- [GOAL] Quote the listing in full, exactly as given, minus any pictures.

- [RECORDED INFORMATION]
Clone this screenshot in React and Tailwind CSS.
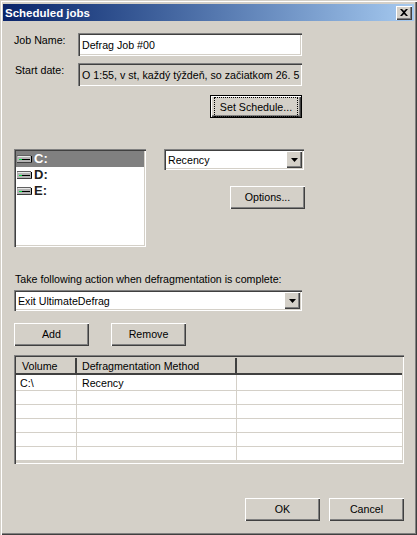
const sunken =
  "shadow-[inset_1px_1px_0_#808080,inset_2px_2px_0_#404040,inset_-1px_-1px_0_#ffffff,inset_-2px_-2px_0_#d4d0c8]";
const raised =
  "shadow-[inset_1px_1px_0_#ffffff,inset_-1px_-1px_0_#404040,inset_-2px_-2px_0_#808080]";

function Button({ label, className = "" }) {
  return (
    <div className={`flex h-[23px] w-[75px] items-center justify-center pb-[1px] ${raised} ${className}`}>
      {label}
    </div>
  );
}

function DriveIcon() {
  return (
    <svg width="15" height="8" viewBox="0 0 15 8" className="shrink-0">
      <rect x="0" y="0" width="14" height="7" fill="#b4b4b4" />
      <rect x="0" y="0" width="14" height="1" fill="#606060" />
      <rect x="1" y="1" width="12" height="1" fill="#e8e8e8" />
      <rect x="2" y="4" width="11" height="1" fill="#000000" />
      <rect x="2" y="4" width="3" height="1" fill="#00e040" />
      <rect x="14" y="1" width="1" height="7" fill="#000000" />
      <rect x="0" y="7" width="15" height="1" fill="#404040" />
    </svg>
  );
}

function Combo({ value, className = "" }) {
  return (
    <div className={`flex h-[21px] items-center bg-white pl-[4px] pr-[2px] ${sunken} ${className}`}>
      <span className="flex-1">{value}</span>
      <div className={`flex h-[17px] w-[16px] items-center justify-center bg-[#d4d0c8] ${raised}`}>
        <svg width="7" height="4" viewBox="0 0 7 4">
          <path d="M0 0h7L3.5 4z" fill="#000000" />
        </svg>
      </div>
    </div>
  );
}

function DriveRow({ name, selected }) {
  return (
    <div className={`flex h-[16px] items-center gap-[2px] pl-[1px] text-[13px] font-bold ${selected ? "bg-[#808080] text-white" : "text-[#202020]"}`}>
      <DriveIcon />
      <span>{name}</span>
    </div>
  );
}

const rows = [["C:\\", "Recency"], ["", ""], ["", ""], ["", ""], ["", ""], ["", ""]];

export default function App() {
  return (
    <div className="h-[535px] w-[417px] overflow-hidden whitespace-nowrap bg-[#d4d0c8] pl-[2px] pr-[3px] pt-[4px] font-['Liberation_Sans',sans-serif] text-[10.67px] leading-[14px] text-black shadow-[inset_1px_1px_0_#d4d0c8,inset_2px_2px_0_#ffffff,inset_-1px_-1px_0_#404040,inset_-2px_-2px_0_#808080]">
      {/* title bar */}
      <div className="ml-[1px] flex h-[17px] items-center justify-between bg-gradient-to-r from-[#0a246a] to-[#a6caf0] pl-[2px] pr-[2px]">
        <span className="text-[11.5px] font-bold text-white">Scheduled jobs</span>
        <div className={`flex h-[14px] w-[16px] items-center justify-center bg-[#d4d0c8] ${raised}`}>
          <svg width="8" height="7" viewBox="0 0 8 7">
            <path d="M0 0h2l2 2 2-2h2L5 3.5 8 7H6L4 5 2 7H0l3-3.5z" fill="#000000" />
          </svg>
        </div>
      </div>

      <div className="pl-[12px] pt-[12px]">
        {/* job name + date */}
        <div className="flex w-[288px] flex-col gap-[7px]">
          <div className="flex">
            <span className="w-[64px] shrink-0">Job Name:</span>
            <div className={`flex h-[23px] min-w-0 flex-1 items-center bg-white pl-[4px] ${sunken}`}>
              Defrag Job #00
            </div>
          </div>
          <div className="flex">
            <span className="w-[64px] shrink-0 pl-[1px]">Start date:</span>
            <div className={`flex h-[23px] min-w-0 flex-1 items-center overflow-hidden pl-[4px] ${sunken}`}>
              O 1:55, v st, každý týždeň, so začiatkom 26. 5
            </div>
          </div>
          <div className="mt-[2px] flex justify-end">
            <div className="border border-black">
              <div className={`flex h-[21px] w-[90px] items-center justify-center ${raised}`}>
                <span className="px-[3px] outline-1 outline-offset-[2px] outline-black outline-dotted">Set Schedule...</span>
              </div>
            </div>
          </div>
        </div>

        {/* drives + method */}
        <div className="mt-[31px] flex">
          <div className={`h-[98px] w-[132px] bg-white p-[2px] ${sunken}`}>
            <DriveRow name="C:" selected />
            <DriveRow name="D:" />
            <DriveRow name="E:" />
          </div>
          <div className="ml-[18px] flex w-[140px] flex-col">
            <Combo value="Recency" />
            <div className="mt-[16px] flex justify-end">
              <Button label="Options..." className="mr-[-1px]" />
            </div>
          </div>
        </div>

        {/* completion action */}
        <div className="mt-[25px] w-[288px]">
          <div className="pl-[1px]">Take following action when defragmentation is complete:</div>
          <Combo value="Exit UltimateDefrag" className="mt-[4px]" />
        </div>

        <div className="mt-[12px] flex gap-[22px]">
          <Button label="Add" />
          <Button label="Remove" />
        </div>

        {/* volume table */}
        <div className={`mt-[9px] h-[109px] w-[390px] p-[2px] ${sunken}`}>
          <div className="box-content flex h-[15px] border-b-2 border-b-[#404040] bg-[#d4d0c8] pt-[1px]">
            <div className="w-[61px] border-r-2 border-r-[#404040] pl-[6px] pt-[1px]">Volume</div>
            <div className="w-[160px] border-r-2 border-r-[#404040] pl-[5px] pt-[1px]">Defragmentation Method</div>
            <div className="flex-1" />
          </div>
          <div className="h-[86px] overflow-hidden bg-white">
            {rows.map((r, i) => (
              <div key={i} className={`flex border-b border-b-[#d4d0c8] ${i === 0 ? "h-[16px]" : "h-[14px]"}`}>
                <div className="w-[61px] border-r border-r-[#d4d0c8] pl-[4px] pt-[1px]">{r[0]}</div>
                <div className="w-[160px] border-r border-r-[#d4d0c8] pl-[5px] pt-[1px]">{r[1]}</div>
                <div className="flex-1" />
              </div>
            ))}
          </div>
        </div>

        {/* footer */}
        <div className="mt-[34px] flex w-[390px] justify-end gap-[9px]">
          <Button label="OK" />
          <Button label="Cancel" />
        </div>
      </div>
    </div>
  );
}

- [CORRECT RESULT]
Clone this screenshot in React and Tailwind CSS.
const sunken =
  "shadow-[inset_1px_1px_0_#808080,inset_2px_2px_0_#404040,inset_-1px_-1px_0_#ffffff,inset_-2px_-2px_0_#d4d0c8]";
const raised =
  "shadow-[inset_1px_1px_0_#ffffff,inset_-1px_-1px_0_#404040,inset_-2px_-2px_0_#808080]";

function Button({ label, className = "" }) {
  return (
    <div className={`flex h-[23px] w-[75px] items-center justify-center pb-[1px] ${raised} ${className}`}>
      {label}
    </div>
  );
}

function DriveIcon() {
  return (
    <svg width="15" height="8" viewBox="0 0 15 8" className="shrink-0">
      <rect x="0" y="0" width="14" height="7" fill="#b4b4b4" />
      <rect x="0" y="0" width="14" height="1" fill="#606060" />
      <rect x="1" y="1" width="12" height="1" fill="#e8e8e8" />
      <rect x="2" y="4" width="11" height="1" fill="#000000" />
      <rect x="2" y="4" width="3" height="1" fill="#00e040" />
      <rect x="14" y="1" width="1" height="7" fill="#000000" />
      <rect x="0" y="7" width="15" height="1" fill="#404040" />
    </svg>
  );
}

function Combo({ value, className = "" }) {
  return (
    <div className={`flex h-[21px] items-center bg-white pl-[4px] pr-[2px] ${sunken} ${className}`}>
      <span className="flex-1">{value}</span>
      <div className={`flex h-[17px] w-[16px] items-center justify-center bg-[#d4d0c8] ${raised}`}>
        <svg width="7" height="4" viewBox="0 0 7 4">
          <path d="M0 0h7L3.5 4z" fill="#000000" />
        </svg>
      </div>
    </div>
  );
}

function DriveRow({ name, selected }) {
  return (
    <div className={`flex h-[16px] items-center gap-[2px] pl-[1px] text-[13px] font-bold ${selected ? "bg-[#808080] text-white" : "text-[#202020]"}`}>
      <DriveIcon />
      <span>{name}</span>
    </div>
  );
}

const rows = [["C:\\", "Recency"], ["", ""], ["", ""], ["", ""], ["", ""], ["", ""]];

export default function App() {
  return (
    <div className="h-[535px] w-[417px] overflow-hidden whitespace-nowrap bg-[#d4d0c8] pl-[2px] pr-[3px] pt-[4px] font-['Liberation_Sans',sans-serif] text-[10.67px] leading-[14px] text-black shadow-[inset_1px_1px_0_#d4d0c8,inset_2px_2px_0_#ffffff,inset_-1px_-1px_0_#404040,inset_-2px_-2px_0_#808080]">
      {/* title bar */}
      <div className="ml-[1px] flex h-[17px] items-center justify-between bg-gradient-to-r from-[#0a246a] to-[#a6caf0] pl-[2px] pr-[2px]">
        <span className="text-[11.5px] font-bold text-white">Scheduled jobs</span>
        <div className={`flex h-[14px] w-[16px] items-center justify-center bg-[#d4d0c8] ${raised}`}>
          <svg width="8" height="7" viewBox="0 0 8 7">
            <path d="M0 0h2l2 2 2-2h2L5 3.5 8 7H6L4 5 2 7H0l3-3.5z" fill="#000000" />
          </svg>
        </div>
      </div>

      <div className="pl-[12px] pt-[12px]">
        {/* job name + date */}
        <div className="flex w-[288px] flex-col gap-[7px]">
          <div className="flex">
            <span className="w-[64px] shrink-0">Job Name:</span>
            <div className={`flex h-[23px] min-w-0 flex-1 items-center bg-white pl-[4px] ${sunken}`}>
              Defrag Job #00
            </div>
          </div>
          <div className="flex">
            <span className="w-[64px] shrink-0 pl-[1px]">Start date:</span>
            <div className={`flex h-[23px] min-w-0 flex-1 items-center overflow-hidden pl-[4px] ${sunken}`}>
              O 1:55, v st, každý týždeň, so začiatkom 26. 5
            </div>
          </div>
          <div className="mt-[2px] flex justify-end">
            <div className="border border-black">
              <div className={`flex h-[21px] w-[90px] items-center justify-center ${raised}`}>
                <span className="px-[3px] outline-1 outline-offset-[2px] outline-black outline-dotted">Set Schedule...</span>
              </div>
            </div>
          </div>
        </div>

        {/* drives + method */}
        <div className="mt-[31px] flex">
          <div className={`h-[98px] w-[132px] bg-white p-[2px] ${sunken}`}>
            <DriveRow name="C:" selected />
            <DriveRow name="D:" />
            <DriveRow name="E:" />
          </div>
          <div className="ml-[18px] flex w-[140px] flex-col">
            <Combo value="Recency" />
            <div className="mt-[16px] flex justify-end">
              <Button label="Options..." className="mr-[-1px]" />
            </div>
          </div>
        </div>

        {/* completion action */}
        <div className="mt-[25px] w-[288px]">
          <div className="pl-[1px]">Take following action when defragmentation is complete:</div>
          <Combo value="Exit UltimateDefrag" className="mt-[4px]" />
        </div>

        <div className="mt-[12px] flex gap-[22px]">
          <Button label="Add" />
          <Button label="Remove" />
        </div>

        {/* volume table */}
        <div className={`mt-[9px] h-[109px] w-[390px] p-[2px] ${sunken}`}>
          <div className="box-content flex h-[15px] border-b-2 border-b-[#404040] bg-[#d4d0c8] pt-[1px]">
            <div className="w-[61px] border-r-2 border-r-[#404040] pl-[6px] pt-[1px]">Volume</div>
            <div className="w-[160px] border-r-2 border-r-[#404040] pl-[5px] pt-[1px]">Defragmentation Method</div>
            <div className="flex-1" />
          </div>
          <div className="h-[86px] overflow-hidden bg-white">
            {rows.map((r, i) => (
              <div key={i} className={`flex border-b border-b-[#d4d0c8] ${i === 0 ? "h-[16px]" : "h-[14px]"}`}>
                <div className="w-[61px] border-r border-r-[#d4d0c8] pl-[4px] pt-[1px]">{r[0]}</div>
                <div className="w-[160px] border-r border-r-[#d4d0c8] pl-[5px] pt-[1px]">{r[1]}</div>
                <div className="flex-1" />
              </div>
            ))}
          </div>
        </div>

        {/* footer */}
        <div className="mt-[34px] flex w-[390px] justify-end gap-[9px]">
          <Button label="OK" />
          <Button label="Cancel" />
        </div>
      </div>
    </div>
  );
}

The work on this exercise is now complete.